What to do:
Copy out all the lines exactly. Omit pictures.

┌──

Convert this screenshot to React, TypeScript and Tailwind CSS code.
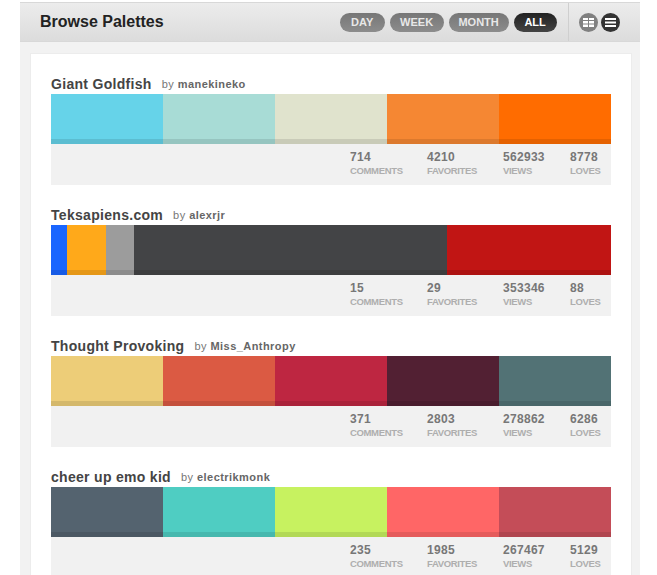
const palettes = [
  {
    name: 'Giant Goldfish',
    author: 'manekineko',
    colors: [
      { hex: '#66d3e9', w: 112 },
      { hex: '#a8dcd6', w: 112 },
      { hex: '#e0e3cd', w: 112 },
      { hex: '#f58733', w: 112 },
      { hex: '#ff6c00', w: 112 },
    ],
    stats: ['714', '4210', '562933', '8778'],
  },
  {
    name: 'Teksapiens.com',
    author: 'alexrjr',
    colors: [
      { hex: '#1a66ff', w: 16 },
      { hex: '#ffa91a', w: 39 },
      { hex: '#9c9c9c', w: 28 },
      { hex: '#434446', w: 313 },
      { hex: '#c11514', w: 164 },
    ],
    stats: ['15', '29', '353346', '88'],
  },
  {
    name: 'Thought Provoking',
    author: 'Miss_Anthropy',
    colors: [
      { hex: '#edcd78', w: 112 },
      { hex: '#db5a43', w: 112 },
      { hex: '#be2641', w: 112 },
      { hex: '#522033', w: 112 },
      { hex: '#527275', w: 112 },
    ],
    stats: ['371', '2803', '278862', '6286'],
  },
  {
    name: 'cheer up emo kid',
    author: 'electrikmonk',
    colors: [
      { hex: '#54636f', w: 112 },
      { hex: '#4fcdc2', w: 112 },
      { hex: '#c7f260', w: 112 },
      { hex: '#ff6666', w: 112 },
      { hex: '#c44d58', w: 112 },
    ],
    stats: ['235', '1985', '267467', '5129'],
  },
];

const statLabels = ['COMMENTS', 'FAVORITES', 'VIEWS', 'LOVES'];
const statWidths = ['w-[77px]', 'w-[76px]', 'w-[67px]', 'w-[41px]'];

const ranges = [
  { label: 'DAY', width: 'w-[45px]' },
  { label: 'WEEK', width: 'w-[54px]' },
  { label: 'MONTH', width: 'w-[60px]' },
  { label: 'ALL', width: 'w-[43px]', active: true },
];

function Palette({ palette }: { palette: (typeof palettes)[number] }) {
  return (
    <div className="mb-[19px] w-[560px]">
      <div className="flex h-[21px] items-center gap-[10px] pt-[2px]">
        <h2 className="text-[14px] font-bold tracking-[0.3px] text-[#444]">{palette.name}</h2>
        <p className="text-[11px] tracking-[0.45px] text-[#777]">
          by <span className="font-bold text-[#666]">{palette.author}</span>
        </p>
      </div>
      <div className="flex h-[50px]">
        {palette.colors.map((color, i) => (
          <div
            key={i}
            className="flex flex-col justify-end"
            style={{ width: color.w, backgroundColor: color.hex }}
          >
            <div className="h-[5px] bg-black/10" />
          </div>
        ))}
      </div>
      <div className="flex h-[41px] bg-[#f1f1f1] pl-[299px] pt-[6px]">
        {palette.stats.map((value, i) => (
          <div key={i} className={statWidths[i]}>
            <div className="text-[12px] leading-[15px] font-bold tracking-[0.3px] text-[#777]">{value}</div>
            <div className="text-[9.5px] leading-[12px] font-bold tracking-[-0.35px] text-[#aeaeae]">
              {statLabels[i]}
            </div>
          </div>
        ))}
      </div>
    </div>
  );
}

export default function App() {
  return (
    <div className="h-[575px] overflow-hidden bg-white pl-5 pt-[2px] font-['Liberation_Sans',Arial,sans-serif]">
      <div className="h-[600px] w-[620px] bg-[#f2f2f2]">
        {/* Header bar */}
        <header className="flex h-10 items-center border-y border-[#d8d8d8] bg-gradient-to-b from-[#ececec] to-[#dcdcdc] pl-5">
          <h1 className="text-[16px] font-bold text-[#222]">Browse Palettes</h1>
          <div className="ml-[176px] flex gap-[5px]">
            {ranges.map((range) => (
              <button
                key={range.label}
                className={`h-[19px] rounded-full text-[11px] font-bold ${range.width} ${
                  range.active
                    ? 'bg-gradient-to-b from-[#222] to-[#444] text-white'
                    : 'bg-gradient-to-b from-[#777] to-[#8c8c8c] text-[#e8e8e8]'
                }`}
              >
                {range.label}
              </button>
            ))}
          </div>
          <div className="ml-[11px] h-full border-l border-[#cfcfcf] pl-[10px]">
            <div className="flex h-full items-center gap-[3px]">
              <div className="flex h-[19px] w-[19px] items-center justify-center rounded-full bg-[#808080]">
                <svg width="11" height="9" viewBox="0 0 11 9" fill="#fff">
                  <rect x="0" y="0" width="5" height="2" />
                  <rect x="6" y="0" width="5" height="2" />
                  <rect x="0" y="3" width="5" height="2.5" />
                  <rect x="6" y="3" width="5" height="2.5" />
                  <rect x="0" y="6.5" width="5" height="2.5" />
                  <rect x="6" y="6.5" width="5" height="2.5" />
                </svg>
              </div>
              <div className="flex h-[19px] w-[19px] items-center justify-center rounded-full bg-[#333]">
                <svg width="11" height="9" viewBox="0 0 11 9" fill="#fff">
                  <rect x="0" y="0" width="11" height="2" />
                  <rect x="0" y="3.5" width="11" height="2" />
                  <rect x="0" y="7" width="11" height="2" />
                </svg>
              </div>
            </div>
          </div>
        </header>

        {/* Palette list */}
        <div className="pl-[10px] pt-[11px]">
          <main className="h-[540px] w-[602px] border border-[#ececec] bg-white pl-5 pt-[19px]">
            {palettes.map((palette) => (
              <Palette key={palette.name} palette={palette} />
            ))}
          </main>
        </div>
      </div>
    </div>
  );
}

└──

Response:
Convert this screenshot to React, TypeScript and Tailwind CSS code.
const palettes = [
  {
    name: 'Giant Goldfish',
    author: 'manekineko',
    colors: [
      { hex: '#66d3e9', w: 112 },
      { hex: '#a8dcd6', w: 112 },
      { hex: '#e0e3cd', w: 112 },
      { hex: '#f58733', w: 112 },
      { hex: '#ff6c00', w: 112 },
    ],
    stats: ['714', '4210', '562933', '8778'],
  },
  {
    name: 'Teksapiens.com',
    author: 'alexrjr',
    colors: [
      { hex: '#1a66ff', w: 16 },
      { hex: '#ffa91a', w: 39 },
      { hex: '#9c9c9c', w: 28 },
      { hex: '#434446', w: 313 },
      { hex: '#c11514', w: 164 },
    ],
    stats: ['15', '29', '353346', '88'],
  },
  {
    name: 'Thought Provoking',
    author: 'Miss_Anthropy',
    colors: [
      { hex: '#edcd78', w: 112 },
      { hex: '#db5a43', w: 112 },
      { hex: '#be2641', w: 112 },
      { hex: '#522033', w: 112 },
      { hex: '#527275', w: 112 },
    ],
    stats: ['371', '2803', '278862', '6286'],
  },
  {
    name: 'cheer up emo kid',
    author: 'electrikmonk',
    colors: [
      { hex: '#54636f', w: 112 },
      { hex: '#4fcdc2', w: 112 },
      { hex: '#c7f260', w: 112 },
      { hex: '#ff6666', w: 112 },
      { hex: '#c44d58', w: 112 },
    ],
    stats: ['235', '1985', '267467', '5129'],
  },
];

const statLabels = ['COMMENTS', 'FAVORITES', 'VIEWS', 'LOVES'];
const statWidths = ['w-[77px]', 'w-[76px]', 'w-[67px]', 'w-[41px]'];

const ranges = [
  { label: 'DAY', width: 'w-[45px]' },
  { label: 'WEEK', width: 'w-[54px]' },
  { label: 'MONTH', width: 'w-[60px]' },
  { label: 'ALL', width: 'w-[43px]', active: true },
];

function Palette({ palette }: { palette: (typeof palettes)[number] }) {
  return (
    <div className="mb-[19px] w-[560px]">
      <div className="flex h-[21px] items-center gap-[10px] pt-[2px]">
        <h2 className="text-[14px] font-bold tracking-[0.3px] text-[#444]">{palette.name}</h2>
        <p className="text-[11px] tracking-[0.45px] text-[#777]">
          by <span className="font-bold text-[#666]">{palette.author}</span>
        </p>
      </div>
      <div className="flex h-[50px]">
        {palette.colors.map((color, i) => (
          <div
            key={i}
            className="flex flex-col justify-end"
            style={{ width: color.w, backgroundColor: color.hex }}
          >
            <div className="h-[5px] bg-black/10" />
          </div>
        ))}
      </div>
      <div className="flex h-[41px] bg-[#f1f1f1] pl-[299px] pt-[6px]">
        {palette.stats.map((value, i) => (
          <div key={i} className={statWidths[i]}>
            <div className="text-[12px] leading-[15px] font-bold tracking-[0.3px] text-[#777]">{value}</div>
            <div className="text-[9.5px] leading-[12px] font-bold tracking-[-0.35px] text-[#aeaeae]">
              {statLabels[i]}
            </div>
          </div>
        ))}
      </div>
    </div>
  );
}

export default function App() {
  return (
    <div className="h-[575px] overflow-hidden bg-white pl-5 pt-[2px] font-['Liberation_Sans',Arial,sans-serif]">
      <div className="h-[600px] w-[620px] bg-[#f2f2f2]">
        {/* Header bar */}
        <header className="flex h-10 items-center border-y border-[#d8d8d8] bg-gradient-to-b from-[#ececec] to-[#dcdcdc] pl-5">
          <h1 className="text-[16px] font-bold text-[#222]">Browse Palettes</h1>
          <div className="ml-[176px] flex gap-[5px]">
            {ranges.map((range) => (
              <button
                key={range.label}
                className={`h-[19px] rounded-full text-[11px] font-bold ${range.width} ${
                  range.active
                    ? 'bg-gradient-to-b from-[#222] to-[#444] text-white'
                    : 'bg-gradient-to-b from-[#777] to-[#8c8c8c] text-[#e8e8e8]'
                }`}
              >
                {range.label}
              </button>
            ))}
          </div>
          <div className="ml-[11px] h-full border-l border-[#cfcfcf] pl-[10px]">
            <div className="flex h-full items-center gap-[3px]">
              <div className="flex h-[19px] w-[19px] items-center justify-center rounded-full bg-[#808080]">
                <svg width="11" height="9" viewBox="0 0 11 9" fill="#fff">
                  <rect x="0" y="0" width="5" height="2" />
                  <rect x="6" y="0" width="5" height="2" />
                  <rect x="0" y="3" width="5" height="2.5" />
                  <rect x="6" y="3" width="5" height="2.5" />
                  <rect x="0" y="6.5" width="5" height="2.5" />
                  <rect x="6" y="6.5" width="5" height="2.5" />
                </svg>
              </div>
              <div className="flex h-[19px] w-[19px] items-center justify-center rounded-full bg-[#333]">
                <svg width="11" height="9" viewBox="0 0 11 9" fill="#fff">
                  <rect x="0" y="0" width="11" height="2" />
                  <rect x="0" y="3.5" width="11" height="2" />
                  <rect x="0" y="7" width="11" height="2" />
                </svg>
              </div>
            </div>
          </div>
        </header>

        {/* Palette list */}
        <div className="pl-[10px] pt-[11px]">
          <main className="h-[540px] w-[602px] border border-[#ececec] bg-white pl-5 pt-[19px]">
            {palettes.map((palette) => (
              <Palette key={palette.name} palette={palette} />
            ))}
          </main>
        </div>
      </div>
    </div>
  );
}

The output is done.